## INFORMATION PROVIDED
━━━━━━━━━━━━━━━━━━━━
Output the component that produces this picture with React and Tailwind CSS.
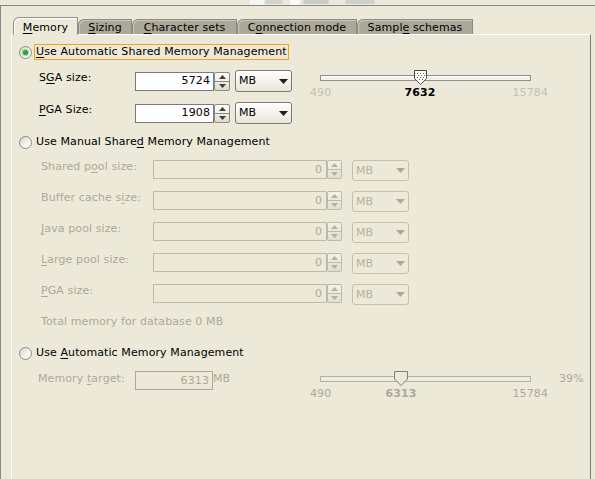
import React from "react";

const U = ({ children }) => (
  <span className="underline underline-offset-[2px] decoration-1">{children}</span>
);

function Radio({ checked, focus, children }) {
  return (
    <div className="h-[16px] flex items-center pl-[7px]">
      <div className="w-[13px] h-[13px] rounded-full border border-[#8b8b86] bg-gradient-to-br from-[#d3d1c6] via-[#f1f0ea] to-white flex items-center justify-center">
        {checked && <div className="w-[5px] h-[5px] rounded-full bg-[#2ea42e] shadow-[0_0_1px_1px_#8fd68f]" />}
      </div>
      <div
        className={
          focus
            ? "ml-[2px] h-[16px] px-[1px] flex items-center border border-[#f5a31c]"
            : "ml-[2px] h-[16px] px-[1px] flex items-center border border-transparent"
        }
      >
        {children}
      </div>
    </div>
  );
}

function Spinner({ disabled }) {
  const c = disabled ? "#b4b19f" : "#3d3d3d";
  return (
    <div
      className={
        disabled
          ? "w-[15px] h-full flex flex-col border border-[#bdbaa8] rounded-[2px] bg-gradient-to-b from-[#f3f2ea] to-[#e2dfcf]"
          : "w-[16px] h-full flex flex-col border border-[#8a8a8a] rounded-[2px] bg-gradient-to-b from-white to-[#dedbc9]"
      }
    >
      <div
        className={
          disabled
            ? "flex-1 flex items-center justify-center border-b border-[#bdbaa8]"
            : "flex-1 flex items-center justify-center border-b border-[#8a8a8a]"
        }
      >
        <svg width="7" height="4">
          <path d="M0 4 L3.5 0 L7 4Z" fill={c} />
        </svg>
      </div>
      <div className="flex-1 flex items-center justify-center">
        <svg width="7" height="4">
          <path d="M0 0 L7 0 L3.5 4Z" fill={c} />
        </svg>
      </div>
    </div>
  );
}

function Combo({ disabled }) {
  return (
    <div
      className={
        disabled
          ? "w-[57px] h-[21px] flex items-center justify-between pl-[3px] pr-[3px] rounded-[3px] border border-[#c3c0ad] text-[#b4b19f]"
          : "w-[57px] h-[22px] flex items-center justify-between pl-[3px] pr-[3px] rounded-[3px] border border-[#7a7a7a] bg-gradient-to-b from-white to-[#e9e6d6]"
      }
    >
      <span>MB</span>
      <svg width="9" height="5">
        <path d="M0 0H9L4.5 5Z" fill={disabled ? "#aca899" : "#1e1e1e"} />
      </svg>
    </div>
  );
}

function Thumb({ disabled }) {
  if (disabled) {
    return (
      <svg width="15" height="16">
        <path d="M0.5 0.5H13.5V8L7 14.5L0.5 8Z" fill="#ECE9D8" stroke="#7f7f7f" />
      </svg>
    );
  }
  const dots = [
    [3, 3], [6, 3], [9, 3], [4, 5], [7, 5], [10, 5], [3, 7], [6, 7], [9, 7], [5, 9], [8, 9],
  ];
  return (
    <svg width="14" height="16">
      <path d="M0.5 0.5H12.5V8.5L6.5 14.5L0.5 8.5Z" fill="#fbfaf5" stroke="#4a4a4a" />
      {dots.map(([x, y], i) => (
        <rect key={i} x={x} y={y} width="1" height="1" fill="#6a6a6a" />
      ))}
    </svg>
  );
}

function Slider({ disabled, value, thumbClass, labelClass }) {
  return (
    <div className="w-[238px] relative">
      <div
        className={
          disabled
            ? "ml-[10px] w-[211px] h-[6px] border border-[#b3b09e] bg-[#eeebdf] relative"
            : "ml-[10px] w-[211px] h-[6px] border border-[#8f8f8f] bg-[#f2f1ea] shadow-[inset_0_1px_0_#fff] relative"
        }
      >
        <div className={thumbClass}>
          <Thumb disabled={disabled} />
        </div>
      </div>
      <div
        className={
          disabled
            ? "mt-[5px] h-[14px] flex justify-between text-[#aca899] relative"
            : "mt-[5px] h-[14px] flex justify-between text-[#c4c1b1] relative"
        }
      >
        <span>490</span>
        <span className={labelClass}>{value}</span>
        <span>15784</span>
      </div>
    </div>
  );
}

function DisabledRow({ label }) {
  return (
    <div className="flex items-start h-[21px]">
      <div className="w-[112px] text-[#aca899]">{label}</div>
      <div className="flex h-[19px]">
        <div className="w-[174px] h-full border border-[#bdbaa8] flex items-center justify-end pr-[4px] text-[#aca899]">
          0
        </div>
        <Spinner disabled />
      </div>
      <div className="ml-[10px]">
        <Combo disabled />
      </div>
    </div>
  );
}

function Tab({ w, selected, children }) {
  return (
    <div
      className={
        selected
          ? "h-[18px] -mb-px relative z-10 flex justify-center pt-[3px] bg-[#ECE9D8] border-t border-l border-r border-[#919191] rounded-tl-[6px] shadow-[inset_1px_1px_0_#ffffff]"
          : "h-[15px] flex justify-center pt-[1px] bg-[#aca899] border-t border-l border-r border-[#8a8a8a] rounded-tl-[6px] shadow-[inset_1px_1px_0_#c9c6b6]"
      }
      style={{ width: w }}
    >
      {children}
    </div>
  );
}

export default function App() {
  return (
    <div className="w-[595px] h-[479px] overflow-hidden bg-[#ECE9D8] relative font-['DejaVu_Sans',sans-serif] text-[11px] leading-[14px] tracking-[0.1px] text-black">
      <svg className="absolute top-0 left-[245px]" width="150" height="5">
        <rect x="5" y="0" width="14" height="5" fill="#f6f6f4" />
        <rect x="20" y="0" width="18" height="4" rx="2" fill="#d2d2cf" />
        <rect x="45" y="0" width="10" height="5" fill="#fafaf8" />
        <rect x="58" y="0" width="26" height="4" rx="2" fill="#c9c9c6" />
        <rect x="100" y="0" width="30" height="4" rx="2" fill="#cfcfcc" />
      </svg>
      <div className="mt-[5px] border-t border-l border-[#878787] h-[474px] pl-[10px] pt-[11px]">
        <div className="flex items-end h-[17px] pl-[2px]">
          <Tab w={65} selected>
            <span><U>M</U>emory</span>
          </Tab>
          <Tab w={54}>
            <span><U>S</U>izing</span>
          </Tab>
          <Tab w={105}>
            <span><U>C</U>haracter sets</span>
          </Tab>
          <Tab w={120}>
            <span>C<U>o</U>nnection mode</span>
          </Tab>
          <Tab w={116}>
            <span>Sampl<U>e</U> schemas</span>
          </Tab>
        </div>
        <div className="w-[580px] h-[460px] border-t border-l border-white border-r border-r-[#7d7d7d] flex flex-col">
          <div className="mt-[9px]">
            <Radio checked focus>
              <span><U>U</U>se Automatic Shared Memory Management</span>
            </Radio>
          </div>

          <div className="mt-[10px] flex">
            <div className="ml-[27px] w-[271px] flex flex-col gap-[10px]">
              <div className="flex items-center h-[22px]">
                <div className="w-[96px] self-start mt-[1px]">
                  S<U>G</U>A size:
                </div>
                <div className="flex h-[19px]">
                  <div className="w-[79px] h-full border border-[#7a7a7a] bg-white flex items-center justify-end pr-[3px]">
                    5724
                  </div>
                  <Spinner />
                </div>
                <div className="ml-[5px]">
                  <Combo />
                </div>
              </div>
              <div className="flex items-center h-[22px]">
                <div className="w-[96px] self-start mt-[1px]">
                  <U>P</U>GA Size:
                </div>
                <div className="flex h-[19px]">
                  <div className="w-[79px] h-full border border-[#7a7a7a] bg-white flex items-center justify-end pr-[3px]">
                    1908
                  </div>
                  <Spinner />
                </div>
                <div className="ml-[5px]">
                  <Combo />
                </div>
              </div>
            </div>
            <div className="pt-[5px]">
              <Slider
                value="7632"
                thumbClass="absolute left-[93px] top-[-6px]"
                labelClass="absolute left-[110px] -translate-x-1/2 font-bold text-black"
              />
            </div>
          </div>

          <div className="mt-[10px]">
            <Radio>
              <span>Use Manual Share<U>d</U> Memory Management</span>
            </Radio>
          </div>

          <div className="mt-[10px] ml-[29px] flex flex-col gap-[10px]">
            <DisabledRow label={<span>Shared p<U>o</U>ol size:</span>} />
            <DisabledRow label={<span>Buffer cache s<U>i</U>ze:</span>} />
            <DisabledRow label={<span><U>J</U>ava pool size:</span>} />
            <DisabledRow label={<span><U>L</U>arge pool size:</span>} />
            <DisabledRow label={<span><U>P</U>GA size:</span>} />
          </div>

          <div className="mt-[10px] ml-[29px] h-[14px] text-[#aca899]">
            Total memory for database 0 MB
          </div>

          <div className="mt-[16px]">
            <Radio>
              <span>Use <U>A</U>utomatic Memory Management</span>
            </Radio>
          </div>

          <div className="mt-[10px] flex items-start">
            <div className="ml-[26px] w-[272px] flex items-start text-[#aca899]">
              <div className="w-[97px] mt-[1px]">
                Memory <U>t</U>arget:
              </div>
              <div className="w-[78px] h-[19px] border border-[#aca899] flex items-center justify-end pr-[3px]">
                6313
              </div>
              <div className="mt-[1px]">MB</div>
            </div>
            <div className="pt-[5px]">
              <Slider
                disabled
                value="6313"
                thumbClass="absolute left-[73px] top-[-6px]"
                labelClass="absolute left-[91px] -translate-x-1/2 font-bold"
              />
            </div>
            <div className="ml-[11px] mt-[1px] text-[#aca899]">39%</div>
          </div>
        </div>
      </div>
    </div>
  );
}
━━━━━━━━━━━━━━━━━━━━
## INSTRUCTIONS TO FOLLOW
Gather and return every line that holds the string "React".

## ANSWER TO THIS PROBLEM
Output the component that produces this picture with React and Tailwind CSS.
import React from "react";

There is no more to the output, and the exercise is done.